Pour autant, l’Entente existait, elle avait été renforcée, mise à l’épreuve et
même célébrée. Elle accréditait en tout cas la croyance d’un lien moral, d’un
devoir, d’un intérêt aussi.
    Significative était la conclusion du nouveau mémorandum de
Crowe : « La théorie suivant laquelle l’Angleterre ne peut pas s’engager
dans une grande guerre signifierait son abdication en tant qu’État indépendant [290] . »
    Pour Grey, il y avait une chose encore plus dramatique que
toutes ces réflexions. C’était ce qu’il ne pouvait reconnaître publiquement, y
compris devant le Parlement. Pas encore, pas ici.
    À la réunion de cabinet du matin, le chef de la diplomatie
avait introduit un nouvel élément dans la discussion : la question de la
neutralité de la Belgique. À sa question adressée la veille sur ce sujet à
Paris et à Berlin, seuls les Français avaient répondu positivement. Les
Allemands avaient fait la sourde oreille. Même Lichnowsky s’était fait pour une
fois discret.
    Churchill avait cru pouvoir sauter sur l’occasion :
    — Il ne faut pas tourner autour du pot ! C’est
pratiquement une déclaration d’intention. Nous devons décider la mobilisation
immédiate de la flotte [291]  !
    Soupirs affligés autour de la table. Winston et ses lubies
guerrières !
    Un débat de fond s’était pourtant engagé ce matin-là. Il
avait duré près de trois heures, Churchill en monopolisant plus de la moitié
pour plaider sa cause. Pour la première fois étaient apparues des lignes de
fracture inquiétantes au sein du cabinet. Grey laissait déjà entendre que, si
Londres maintenait sa neutralité, il pourrait bien donner sa démission.
    En réunion de cabinet, le Premier ministre Asquith restait
indécis. Il avait la hantise de la rupture, sachant que les interventionnistes
étaient très minoritaires, au gouvernement comme au-dehors. À l’extérieur, la
presse se déchaînait contre toute forme d’engagement, du Manchester Guardian ,
son chef de file, à la Nation en passant par le Daily News . En
toute logique, Asquith refusa au Premier Lord de l’Amirauté l’autorisation de
mobiliser la flotte :
    — Cela risquerait d’être considéré comme une mesure
incendiaire [292] …
    *
    Paul Cambon était devenu la mauvaise conscience d’Edward
Grey. Ce dernier était un peu dans la psychologie du débiteur scrupuleux envers
son créditeur. Ce n’était pas que l’Angleterre se sentît en quoi que ce soit
débitrice vis-à-vis de la France, mais elle s’était laissée aller à des gestes
qui lui revenaient à présent en boomerang.

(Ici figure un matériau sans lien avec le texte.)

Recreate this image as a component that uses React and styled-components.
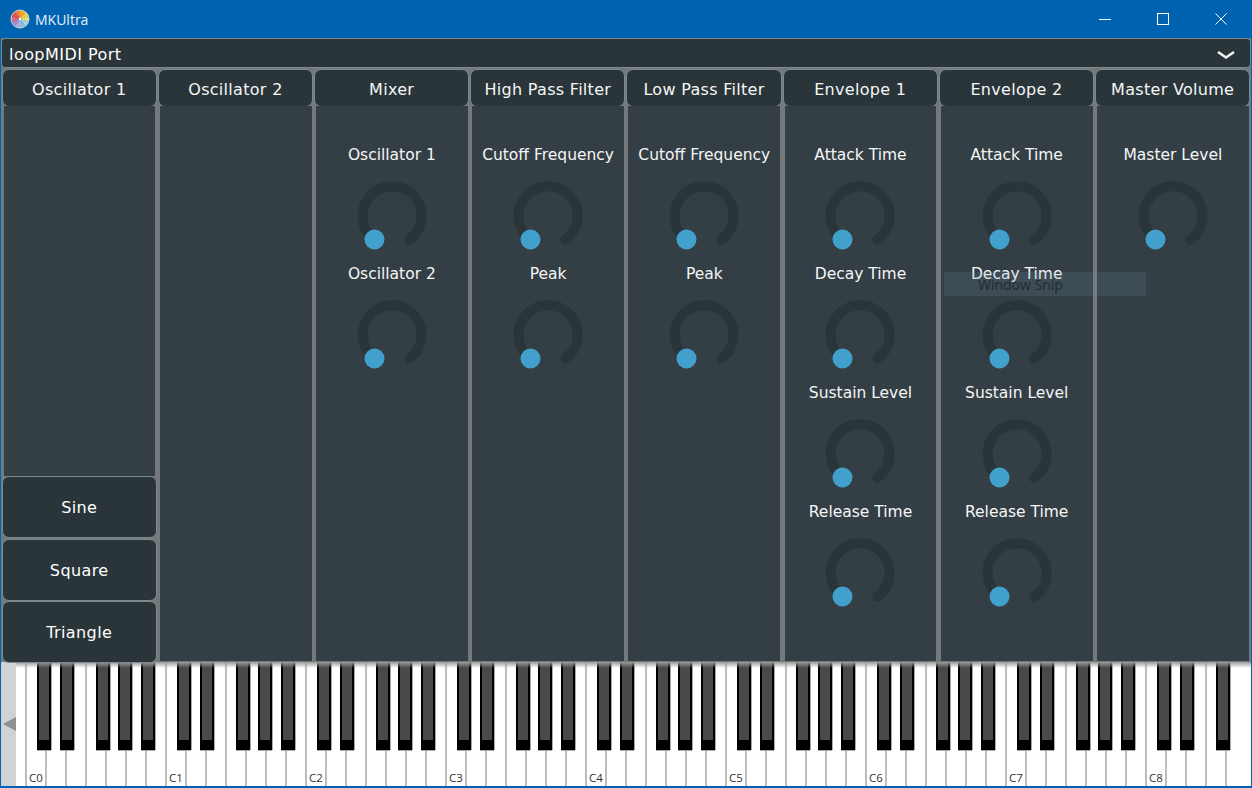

    Parfois, rarement, Grey s’emportait devant l’ambassadeur
français :
    — Après tout, c’est la faute des Russes qui ont paru
provoquer la mobilisation allemande. Vous autres, Français, auriez dû les
calmer [293]  !
    Personne n’était dupe. Si le ralliement de l’Angleterre
était devenu l’obsession de la France, beaucoup en soupçonnaient la raison.
    Depuis des années, dans la logique de l’Entente cordiale,
les états-majors des deux côtés de la Manche avaient entamé des discussions
approfondies. Les militaires avaient poussé la concertation assez loin, au
point de préparer des plans en commun. Là-dessus, le général de brigade Henry
Wilson, qui commandait l’École de guerre britannique, avait fini par se lier
d’amitié avec son homologue français, le général Ferdinand Foch. Le
resserrement des liens militaires obligerait tôt ou tard les politiques.
    Côté français, l’évolution des choses tournait franchement à
l’aubaine. Côté anglais, on restait d’une prudence d’insulaire. On convenait
qu’il fallait tout de même un minimum de cohérence en toute chose. Soit,
l’Entente cordiale était un monument d’ambiguïté. Et, comme l’avait déjà dit en
son temps le cardinal de Bernis, « on ne sort jamais de l’ambiguïté qu’à
son détriment ». Pouvait-on cependant continuer à faire comme si l’Entente
avec la France n’était qu’un ornement sans importance sur la voie
traditionnelle du splendide isolement ? À l’heure où l’Allemagne se faisait
plus forte et plus menaçante, soulever la question revenait à y répondre.